Objective:
Exactly as they appear, output all of the records. Skip any images.

━━━━━━━━━━

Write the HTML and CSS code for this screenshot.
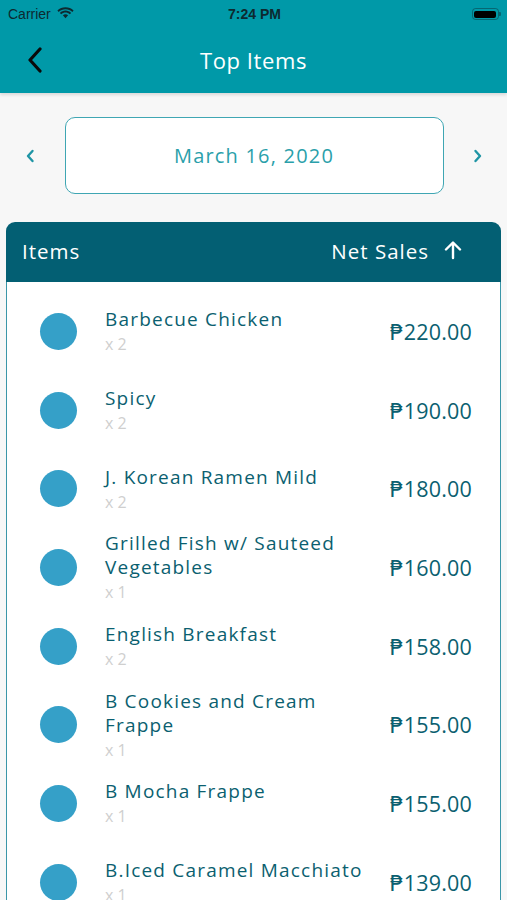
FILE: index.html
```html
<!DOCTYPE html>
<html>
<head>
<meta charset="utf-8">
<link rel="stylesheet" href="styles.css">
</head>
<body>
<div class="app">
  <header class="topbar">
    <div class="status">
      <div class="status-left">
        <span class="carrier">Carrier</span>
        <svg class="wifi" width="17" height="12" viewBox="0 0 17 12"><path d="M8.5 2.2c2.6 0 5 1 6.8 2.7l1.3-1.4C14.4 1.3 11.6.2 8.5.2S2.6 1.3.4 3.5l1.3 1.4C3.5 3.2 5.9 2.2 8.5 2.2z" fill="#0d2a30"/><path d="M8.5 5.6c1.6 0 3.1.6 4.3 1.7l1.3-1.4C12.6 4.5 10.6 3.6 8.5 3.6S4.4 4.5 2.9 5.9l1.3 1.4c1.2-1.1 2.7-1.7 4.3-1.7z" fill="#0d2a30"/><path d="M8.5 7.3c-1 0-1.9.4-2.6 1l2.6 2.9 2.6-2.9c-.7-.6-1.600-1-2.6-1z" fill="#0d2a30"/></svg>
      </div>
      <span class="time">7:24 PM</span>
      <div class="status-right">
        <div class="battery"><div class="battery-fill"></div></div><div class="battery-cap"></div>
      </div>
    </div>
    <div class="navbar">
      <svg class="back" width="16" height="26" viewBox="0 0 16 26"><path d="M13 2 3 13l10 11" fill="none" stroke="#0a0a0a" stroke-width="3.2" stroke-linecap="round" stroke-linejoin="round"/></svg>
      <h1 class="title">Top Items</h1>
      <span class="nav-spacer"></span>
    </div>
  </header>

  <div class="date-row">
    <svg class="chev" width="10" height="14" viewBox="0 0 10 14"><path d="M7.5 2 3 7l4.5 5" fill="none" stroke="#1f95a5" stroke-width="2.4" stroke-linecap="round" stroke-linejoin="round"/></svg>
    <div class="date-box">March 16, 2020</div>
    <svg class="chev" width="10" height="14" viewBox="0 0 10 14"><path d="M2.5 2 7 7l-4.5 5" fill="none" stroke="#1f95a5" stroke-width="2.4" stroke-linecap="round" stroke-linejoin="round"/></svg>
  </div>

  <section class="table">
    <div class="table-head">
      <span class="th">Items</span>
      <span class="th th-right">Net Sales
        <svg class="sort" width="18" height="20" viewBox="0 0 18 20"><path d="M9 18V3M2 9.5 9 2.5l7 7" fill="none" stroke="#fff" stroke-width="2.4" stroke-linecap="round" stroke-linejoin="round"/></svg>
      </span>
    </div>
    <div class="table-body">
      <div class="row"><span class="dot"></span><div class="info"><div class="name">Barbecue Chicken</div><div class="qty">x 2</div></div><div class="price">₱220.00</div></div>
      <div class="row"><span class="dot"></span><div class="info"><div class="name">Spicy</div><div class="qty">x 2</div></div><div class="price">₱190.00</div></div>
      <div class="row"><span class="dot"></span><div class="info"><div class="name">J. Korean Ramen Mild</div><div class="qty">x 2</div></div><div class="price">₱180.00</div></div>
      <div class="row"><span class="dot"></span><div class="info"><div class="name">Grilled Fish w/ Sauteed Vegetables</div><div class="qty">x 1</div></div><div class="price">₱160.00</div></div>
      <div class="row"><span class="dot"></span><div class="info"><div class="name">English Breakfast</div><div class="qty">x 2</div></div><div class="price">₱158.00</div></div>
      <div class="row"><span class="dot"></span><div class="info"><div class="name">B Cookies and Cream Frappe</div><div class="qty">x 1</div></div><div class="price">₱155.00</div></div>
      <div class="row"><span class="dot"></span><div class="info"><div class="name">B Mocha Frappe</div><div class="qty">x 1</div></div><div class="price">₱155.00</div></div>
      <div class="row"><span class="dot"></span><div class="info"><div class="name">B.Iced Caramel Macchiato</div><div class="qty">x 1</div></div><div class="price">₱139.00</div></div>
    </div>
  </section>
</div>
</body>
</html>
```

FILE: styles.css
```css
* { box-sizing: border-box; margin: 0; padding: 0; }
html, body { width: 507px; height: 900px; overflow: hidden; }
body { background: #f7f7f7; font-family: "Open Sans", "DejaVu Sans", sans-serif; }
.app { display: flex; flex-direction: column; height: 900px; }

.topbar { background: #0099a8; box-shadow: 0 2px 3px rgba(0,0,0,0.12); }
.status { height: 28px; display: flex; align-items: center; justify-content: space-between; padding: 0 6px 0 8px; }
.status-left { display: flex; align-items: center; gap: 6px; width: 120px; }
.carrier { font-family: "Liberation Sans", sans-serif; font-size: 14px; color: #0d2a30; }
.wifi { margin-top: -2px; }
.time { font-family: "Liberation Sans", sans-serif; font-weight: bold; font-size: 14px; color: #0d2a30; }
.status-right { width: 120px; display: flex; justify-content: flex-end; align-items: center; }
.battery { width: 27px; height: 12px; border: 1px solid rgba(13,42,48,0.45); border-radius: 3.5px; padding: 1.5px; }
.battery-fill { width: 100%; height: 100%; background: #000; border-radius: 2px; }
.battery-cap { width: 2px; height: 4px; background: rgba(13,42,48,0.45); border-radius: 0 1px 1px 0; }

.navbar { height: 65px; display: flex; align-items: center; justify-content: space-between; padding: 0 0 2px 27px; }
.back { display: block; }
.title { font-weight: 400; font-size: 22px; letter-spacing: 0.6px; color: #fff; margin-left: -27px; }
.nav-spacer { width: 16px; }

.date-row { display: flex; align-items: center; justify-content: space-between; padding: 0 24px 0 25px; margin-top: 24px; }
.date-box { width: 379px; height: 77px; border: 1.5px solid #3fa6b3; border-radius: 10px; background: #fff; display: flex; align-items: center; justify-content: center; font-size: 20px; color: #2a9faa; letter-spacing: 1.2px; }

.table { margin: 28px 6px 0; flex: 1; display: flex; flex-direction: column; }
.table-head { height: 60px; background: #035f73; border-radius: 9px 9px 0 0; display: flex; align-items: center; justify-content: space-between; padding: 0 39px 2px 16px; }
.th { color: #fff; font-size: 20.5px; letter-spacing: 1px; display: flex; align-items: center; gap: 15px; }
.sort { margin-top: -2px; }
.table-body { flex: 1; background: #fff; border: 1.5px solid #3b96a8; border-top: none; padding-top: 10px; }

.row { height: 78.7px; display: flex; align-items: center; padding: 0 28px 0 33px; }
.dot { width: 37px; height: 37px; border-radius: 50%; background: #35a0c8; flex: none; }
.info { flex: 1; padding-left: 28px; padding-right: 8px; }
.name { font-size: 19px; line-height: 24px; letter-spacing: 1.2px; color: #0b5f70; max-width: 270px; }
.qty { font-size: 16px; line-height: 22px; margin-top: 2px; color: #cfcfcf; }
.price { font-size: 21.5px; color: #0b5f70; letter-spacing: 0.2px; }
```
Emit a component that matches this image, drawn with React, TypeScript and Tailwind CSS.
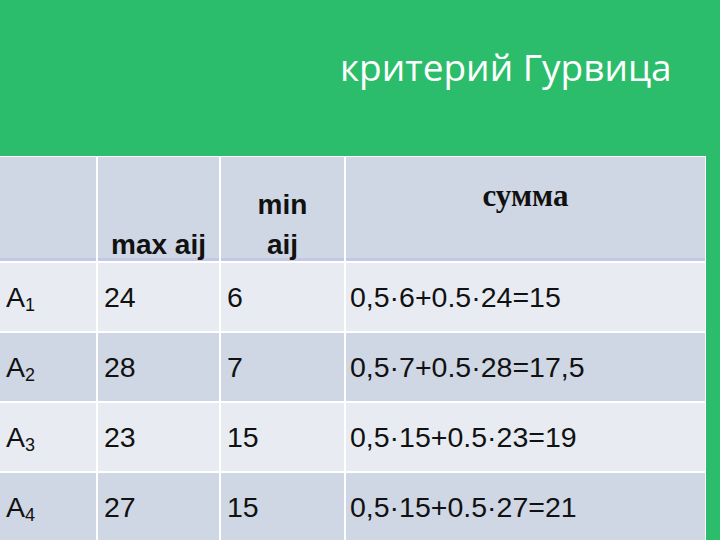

━━━━━━━━━━

Solution for this task:
Write the HTML and CSS code for this screenshot.
FILE: index.html
```html
<!DOCTYPE html>
<html>
<head>
<meta charset="utf-8">
<link rel="stylesheet" href="styles.css">
</head>
<body>
<div class="app">
  <header class="topbar">
    <div class="status">
      <div class="status-left">
        <span class="carrier">Carrier</span>
        <svg class="wifi" width="17" height="12" viewBox="0 0 17 12"><path d="M8.5 2.2c2.6 0 5 1 6.8 2.7l1.3-1.4C14.4 1.3 11.6.2 8.5.2S2.6 1.3.4 3.5l1.3 1.4C3.5 3.2 5.9 2.2 8.5 2.2z" fill="#0d2a30"/><path d="M8.5 5.6c1.6 0 3.1.6 4.3 1.7l1.3-1.4C12.6 4.5 10.6 3.6 8.5 3.6S4.4 4.5 2.9 5.9l1.3 1.4c1.2-1.1 2.7-1.7 4.3-1.7z" fill="#0d2a30"/><path d="M8.5 7.3c-1 0-1.9.4-2.6 1l2.6 2.9 2.6-2.9c-.7-.6-1.600-1-2.6-1z" fill="#0d2a30"/></svg>
      </div>
      <span class="time">7:24 PM</span>
      <div class="status-right">
        <div class="battery"><div class="battery-fill"></div></div><div class="battery-cap"></div>
      </div>
    </div>
    <div class="navbar">
      <svg class="back" width="16" height="26" viewBox="0 0 16 26"><path d="M13 2 3 13l10 11" fill="none" stroke="#0a0a0a" stroke-width="3.2" stroke-linecap="round" stroke-linejoin="round"/></svg>
      <h1 class="title">Top Items</h1>
      <span class="nav-spacer"></span>
    </div>
  </header>

  <div class="date-row">
    <svg class="chev" width="10" height="14" viewBox="0 0 10 14"><path d="M7.5 2 3 7l4.5 5" fill="none" stroke="#1f95a5" stroke-width="2.4" stroke-linecap="round" stroke-linejoin="round"/></svg>
    <div class="date-box">March 16, 2020</div>
    <svg class="chev" width="10" height="14" viewBox="0 0 10 14"><path d="M2.5 2 7 7l-4.5 5" fill="none" stroke="#1f95a5" stroke-width="2.4" stroke-linecap="round" stroke-linejoin="round"/></svg>
  </div>

  <section class="table">
    <div class="table-head">
      <span class="th">Items</span>
      <span class="th th-right">Net Sales
        <svg class="sort" width="18" height="20" viewBox="0 0 18 20"><path d="M9 18V3M2 9.5 9 2.5l7 7" fill="none" stroke="#fff" stroke-width="2.4" stroke-linecap="round" stroke-linejoin="round"/></svg>
      </span>
    </div>
    <div class="table-body">
      <div class="row"><span class="dot"></span><div class="info"><div class="name">Barbecue Chicken</div><div class="qty">x 2</div></div><div class="price">₱220.00</div></div>
      <div class="row"><span class="dot"></span><div class="info"><div class="name">Spicy</div><div class="qty">x 2</div></div><div class="price">₱190.00</div></div>
      <div class="row"><span class="dot"></span><div class="info"><div class="name">J. Korean Ramen Mild</div><div class="qty">x 2</div></div><div class="price">₱180.00</div></div>
      <div class="row"><span class="dot"></span><div class="info"><div class="name">Grilled Fish w/ Sauteed Vegetables</div><div class="qty">x 1</div></div><div class="price">₱160.00</div></div>
      <div class="row"><span class="dot"></span><div class="info"><div class="name">English Breakfast</div><div class="qty">x 2</div></div><div class="price">₱158.00</div></div>
      <div class="row"><span class="dot"></span><div class="info"><div class="name">B Cookies and Cream Frappe</div><div class="qty">x 1</div></div><div class="price">₱155.00</div></div>
      <div class="row"><span class="dot"></span><div class="info"><div class="name">B Mocha Frappe</div><div class="qty">x 1</div></div><div class="price">₱155.00</div></div>
      <div class="row"><span class="dot"></span><div class="info"><div class="name">B.Iced Caramel Macchiato</div><div class="qty">x 1</div></div><div class="price">₱139.00</div></div>
    </div>
  </section>
</div>
</body>
</html>
```

FILE: styles.css
```css
* { box-sizing: border-box; margin: 0; padding: 0; }
html, body { width: 507px; height: 900px; overflow: hidden; }
body { background: #f7f7f7; font-family: "Open Sans", "DejaVu Sans", sans-serif; }
.app { display: flex; flex-direction: column; height: 900px; }

.topbar { background: #0099a8; box-shadow: 0 2px 3px rgba(0,0,0,0.12); }
.status { height: 28px; display: flex; align-items: center; justify-content: space-between; padding: 0 6px 0 8px; }
.status-left { display: flex; align-items: center; gap: 6px; width: 120px; }
.carrier { font-family: "Liberation Sans", sans-serif; font-size: 14px; color: #0d2a30; }
.wifi { margin-top: -2px; }
.time { font-family: "Liberation Sans", sans-serif; font-weight: bold; font-size: 14px; color: #0d2a30; }
.status-right { width: 120px; display: flex; justify-content: flex-end; align-items: center; }
.battery { width: 27px; height: 12px; border: 1px solid rgba(13,42,48,0.45); border-radius: 3.5px; padding: 1.5px; }
.battery-fill { width: 100%; height: 100%; background: #000; border-radius: 2px; }
.battery-cap { width: 2px; height: 4px; background: rgba(13,42,48,0.45); border-radius: 0 1px 1px 0; }

.navbar { height: 65px; display: flex; align-items: center; justify-content: space-between; padding: 0 0 2px 27px; }
.back { display: block; }
.title { font-weight: 400; font-size: 22px; letter-spacing: 0.6px; color: #fff; margin-left: -27px; }
.nav-spacer { width: 16px; }

.date-row { display: flex; align-items: center; justify-content: space-between; padding: 0 24px 0 25px; margin-top: 24px; }
.date-box { width: 379px; height: 77px; border: 1.5px solid #3fa6b3; border-radius: 10px; background: #fff; display: flex; align-items: center; justify-content: center; font-size: 20px; color: #2a9faa; letter-spacing: 1.2px; }

.table { margin: 28px 6px 0; flex: 1; display: flex; flex-direction: column; }
.table-head { height: 60px; background: #035f73; border-radius: 9px 9px 0 0; display: flex; align-items: center; justify-content: space-between; padding: 0 39px 2px 16px; }
.th { color: #fff; font-size: 20.5px; letter-spacing: 1px; display: flex; align-items: center; gap: 15px; }
.sort { margin-top: -2px; }
.table-body { flex: 1; background: #fff; border: 1.5px solid #3b96a8; border-top: none; padding-top: 10px; }

.row { height: 78.7px; display: flex; align-items: center; padding: 0 28px 0 33px; }
.dot { width: 37px; height: 37px; border-radius: 50%; background: #35a0c8; flex: none; }
.info { flex: 1; padding-left: 28px; padding-right: 8px; }
.name { font-size: 19px; line-height: 24px; letter-spacing: 1.2px; color: #0b5f70; max-width: 270px; }
.qty { font-size: 16px; line-height: 22px; margin-top: 2px; color: #cfcfcf; }
.price { font-size: 21.5px; color: #0b5f70; letter-spacing: 0.2px; }
```
Emit a component that matches this image, drawn with React, TypeScript and Tailwind CSS.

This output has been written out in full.